The drought gripping the southwest has forced fast growing communities like Las Vegas to undertake new water-related construction projects. On March 20, the Southern Nevada Water Authority awarded a $447-million design-build contract to Vegas Tunnel Constructors LLC – a joint-venture of S.A. Healy Co., Lombard, Ill. and Impreglio S.p.A., Sesto San Giovanni, Italy.  The JV will build a third raw water intake tunnel at Lake Mead, the Las Vegas Valley's water lifeline. The additional straw is needed since lake levels have dipped 110 ft since 2000. Lake Mead now operates at 1,117 ft. or about half of its capacity. One or both of the existing water inlets will be forced to shut down if the lake level drops another 70 ft. The new intake, SNWA's largest project to date, will be able to draw water deeper than its counterparts at 860-ft.
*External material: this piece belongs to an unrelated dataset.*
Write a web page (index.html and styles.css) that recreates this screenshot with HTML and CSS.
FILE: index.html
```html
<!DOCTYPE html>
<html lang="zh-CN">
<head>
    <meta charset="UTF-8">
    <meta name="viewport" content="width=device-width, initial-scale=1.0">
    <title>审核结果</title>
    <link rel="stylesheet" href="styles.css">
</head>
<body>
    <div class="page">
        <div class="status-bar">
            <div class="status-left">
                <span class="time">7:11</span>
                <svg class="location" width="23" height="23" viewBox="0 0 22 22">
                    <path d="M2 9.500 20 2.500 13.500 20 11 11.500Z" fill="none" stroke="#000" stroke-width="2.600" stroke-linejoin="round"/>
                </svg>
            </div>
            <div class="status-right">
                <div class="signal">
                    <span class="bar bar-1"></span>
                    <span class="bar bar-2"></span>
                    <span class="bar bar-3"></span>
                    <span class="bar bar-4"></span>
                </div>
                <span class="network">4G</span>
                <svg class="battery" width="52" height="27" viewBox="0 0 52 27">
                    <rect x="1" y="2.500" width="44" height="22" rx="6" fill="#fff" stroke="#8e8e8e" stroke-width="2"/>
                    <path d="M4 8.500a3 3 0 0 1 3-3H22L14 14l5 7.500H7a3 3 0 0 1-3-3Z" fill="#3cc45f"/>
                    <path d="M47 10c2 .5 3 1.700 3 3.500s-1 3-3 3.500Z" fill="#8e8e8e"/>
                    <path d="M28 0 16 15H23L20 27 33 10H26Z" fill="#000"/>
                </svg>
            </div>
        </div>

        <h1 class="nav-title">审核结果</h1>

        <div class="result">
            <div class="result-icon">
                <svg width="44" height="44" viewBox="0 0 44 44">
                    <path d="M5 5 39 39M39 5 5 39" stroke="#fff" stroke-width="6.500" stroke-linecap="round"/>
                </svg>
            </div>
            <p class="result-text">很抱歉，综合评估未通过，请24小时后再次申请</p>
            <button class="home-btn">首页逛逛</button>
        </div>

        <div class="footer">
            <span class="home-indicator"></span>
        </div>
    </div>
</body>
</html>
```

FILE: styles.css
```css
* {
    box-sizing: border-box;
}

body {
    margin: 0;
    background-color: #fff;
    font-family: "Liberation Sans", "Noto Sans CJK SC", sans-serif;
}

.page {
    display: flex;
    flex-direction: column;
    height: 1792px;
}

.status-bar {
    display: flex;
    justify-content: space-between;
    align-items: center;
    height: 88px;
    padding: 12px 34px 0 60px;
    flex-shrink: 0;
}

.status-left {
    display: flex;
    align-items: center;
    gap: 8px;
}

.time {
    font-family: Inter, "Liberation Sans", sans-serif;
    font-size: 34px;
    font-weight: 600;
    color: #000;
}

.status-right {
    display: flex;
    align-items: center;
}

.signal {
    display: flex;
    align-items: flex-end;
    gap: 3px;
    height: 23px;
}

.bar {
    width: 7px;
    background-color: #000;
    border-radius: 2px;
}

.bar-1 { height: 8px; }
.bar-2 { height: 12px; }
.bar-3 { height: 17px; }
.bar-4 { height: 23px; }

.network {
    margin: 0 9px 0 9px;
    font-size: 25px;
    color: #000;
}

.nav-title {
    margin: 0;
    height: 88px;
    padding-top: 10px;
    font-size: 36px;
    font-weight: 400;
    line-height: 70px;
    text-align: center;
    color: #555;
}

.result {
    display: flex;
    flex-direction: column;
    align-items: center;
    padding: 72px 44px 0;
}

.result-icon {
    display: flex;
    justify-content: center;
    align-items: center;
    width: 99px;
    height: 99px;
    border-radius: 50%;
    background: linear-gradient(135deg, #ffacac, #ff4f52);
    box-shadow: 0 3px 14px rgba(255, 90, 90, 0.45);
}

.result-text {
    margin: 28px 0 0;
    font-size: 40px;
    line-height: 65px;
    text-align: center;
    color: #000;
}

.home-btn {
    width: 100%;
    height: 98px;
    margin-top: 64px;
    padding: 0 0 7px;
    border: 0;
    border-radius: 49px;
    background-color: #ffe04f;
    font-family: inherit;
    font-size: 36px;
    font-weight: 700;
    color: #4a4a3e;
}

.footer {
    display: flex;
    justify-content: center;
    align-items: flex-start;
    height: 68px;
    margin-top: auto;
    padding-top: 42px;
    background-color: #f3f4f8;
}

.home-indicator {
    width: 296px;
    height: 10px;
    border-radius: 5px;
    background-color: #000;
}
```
“It's not going to add to capacity,” says Marc Jensen, SNWA's director of engineering. “It's insurance in case our current intakes become inoperable. It will also draw water lower ensuring a better water quality.”

Construction entails a 20-ft-dia., 15,000-ft-long concrete panel reinforced tunnel under the lake bed. The contracting team is purchasing a hybrid tunnel boring machine from Herrenknecht AG, Schwanau, Germany, created specifically for the project. The TBM will be able to operate in both open and closed modes, meaning the drill face is pressurized, for more efficient ground and water control, says Jim McDonald, Vegas Tunnel's project manager. The TBM will have a trailer installing 2,500 supporting concrete rings, each weighing 3,500 tons. Each ring consists of six separate pieces that will be manufactured onsite. Other tunneling work entails a 16-ft.-dia., 60-ft-to-80-ft.-deep water intake shaft and a 32-ft-dia., 600-ft-deep access shaft along Saddle Island's western shore line.
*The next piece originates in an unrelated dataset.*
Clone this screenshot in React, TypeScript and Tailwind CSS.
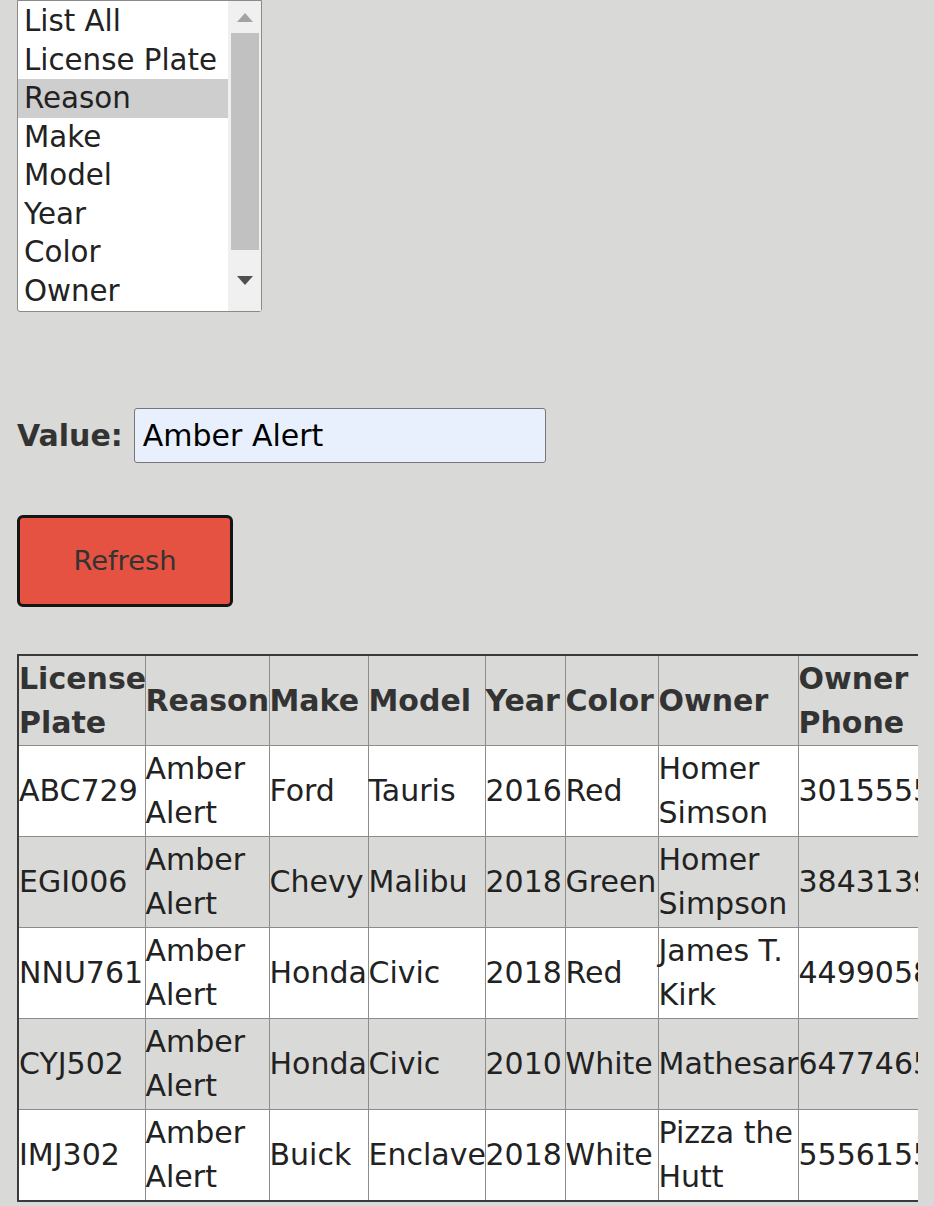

“We expect to have about 200 people onsite during the peak of construction activity,” says McDonald. “The TBM will take about four months to assemble and test. We could break ground within six weeks.”
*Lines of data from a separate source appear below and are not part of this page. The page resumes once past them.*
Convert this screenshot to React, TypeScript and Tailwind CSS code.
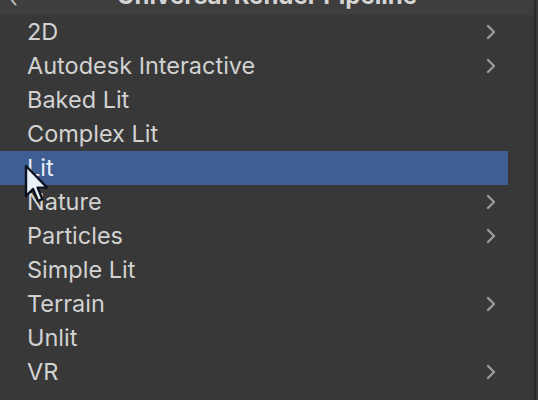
import React from "react";

const items: { label: string; sub: boolean }[] = [
  { label: "2D", sub: true },
  { label: "Autodesk Interactive", sub: true },
  { label: "Baked Lit", sub: false },
  { label: "Complex Lit", sub: false },
  { label: "Lit", sub: false },
  { label: "Nature", sub: true },
  { label: "Particles", sub: true },
  { label: "Simple Lit", sub: false },
  { label: "Terrain", sub: true },
  { label: "Unlit", sub: false },
  { label: "VR", sub: true },
];

function Chevron() {
  return (
    <svg width="12" height="18" viewBox="0 0 12 18" className="text-[#9a9a9a]">
      <path d="M3 3 L9 9 L3 15" fill="none" stroke="currentColor" strokeWidth="2.4" strokeLinecap="round" strokeLinejoin="round" />
    </svg>
  );
}

export default function App() {
  return (
    <div className="relative w-[538px] h-[400px] overflow-hidden bg-[#383838] flex" style={{ fontFamily: "Inter, 'Noto Sans', sans-serif" }}>
      <div className="flex-1 flex flex-col border-r-2 border-[#2a2a2a]">
        <div className="relative h-[15px] shrink-0 bg-[#3e3e3e] overflow-hidden">
          <div className="absolute left-[10px] top-[-15px] text-[20px] text-[#c8c8c8]">‹</div>
          <div className="absolute left-0 right-0 top-[-22px] text-center text-[24px] font-bold text-[#d4d4d4]">
            Universal Render Pipeline
          </div>
        </div>
        <div className="flex flex-col">
          {items.map((it) => (
            <div
              key={it.label}
              className={`h-[34px] flex items-center pl-[27px] pr-[40px] mr-[26px] text-[23.5px] leading-none ${
                it.label === "Lit" ? "bg-[#3f5e93] text-[#e6ecf5]" : "text-[#d2d2d2]"
              }`}
            >
              <span className="flex-1">{it.label}</span>
              {it.sub && (
                <span className="-mr-[29px] flex">
                  <Chevron />
                </span>
              )}
            </div>
          ))}
        </div>
      </div>
      <div className="w-[2px] bg-[#3a3a3a]" />
      <svg className="absolute left-[24px] top-[164px]" width="26" height="40" viewBox="0 0 13 20">
        <path d="M1 1 L1 16 L4.5 12.5 L7 18.5 L9.2 17.6 L6.8 11.8 L11.6 11.8 Z" fill="#e9f2f8" stroke="#0d1420" strokeWidth="1.2" strokeLinejoin="round" />
      </svg>
    </div>
  );
}
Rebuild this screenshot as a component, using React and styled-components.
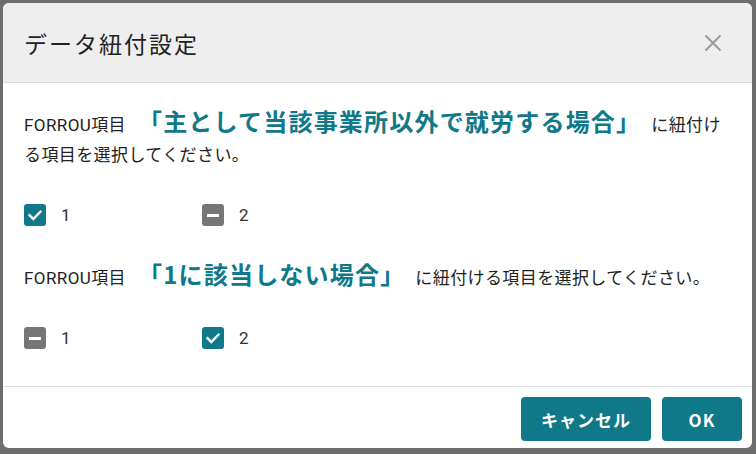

The erection, schedule and price played a key in role in Vegas Tunnel Constructors securing the contract. Runner-up, Lake Mead Constructors LLC – a joint-venture of Traylor Bros. Evansville, Ind., Obayashi Corp., San Francisco; and Barnard of Nevada Inc., Las Vegas – had a $588-million bid that was 24% higher than Vegas Tunnel Constructors. Yet they still received a $600,000 stipend for their submission effort. A third competitor, Frontier-Kemper Constructors JV, dropped-out. All three teams were furnished with 10% complete bridging documents prepared by Broomfield, Colo.-based MWH Americas/CH2M-Hill Inc.

The intake tunnel has a 1,571-day project schedule that's expected to finish in July 2012. However, there are four other associated projects that still have yet to bid, including a 600-mgd pumping station; a 14-ft-wide, 16-ft-tall connection to the second intake; a 120-in.-dia. discharge pipeline from the pumping station to the Alfred Merritt Smith Water Treatment Plant; and, a large power substation and lines. The entire raw water intake project is expected to cost $817 million, and finish by early 2013.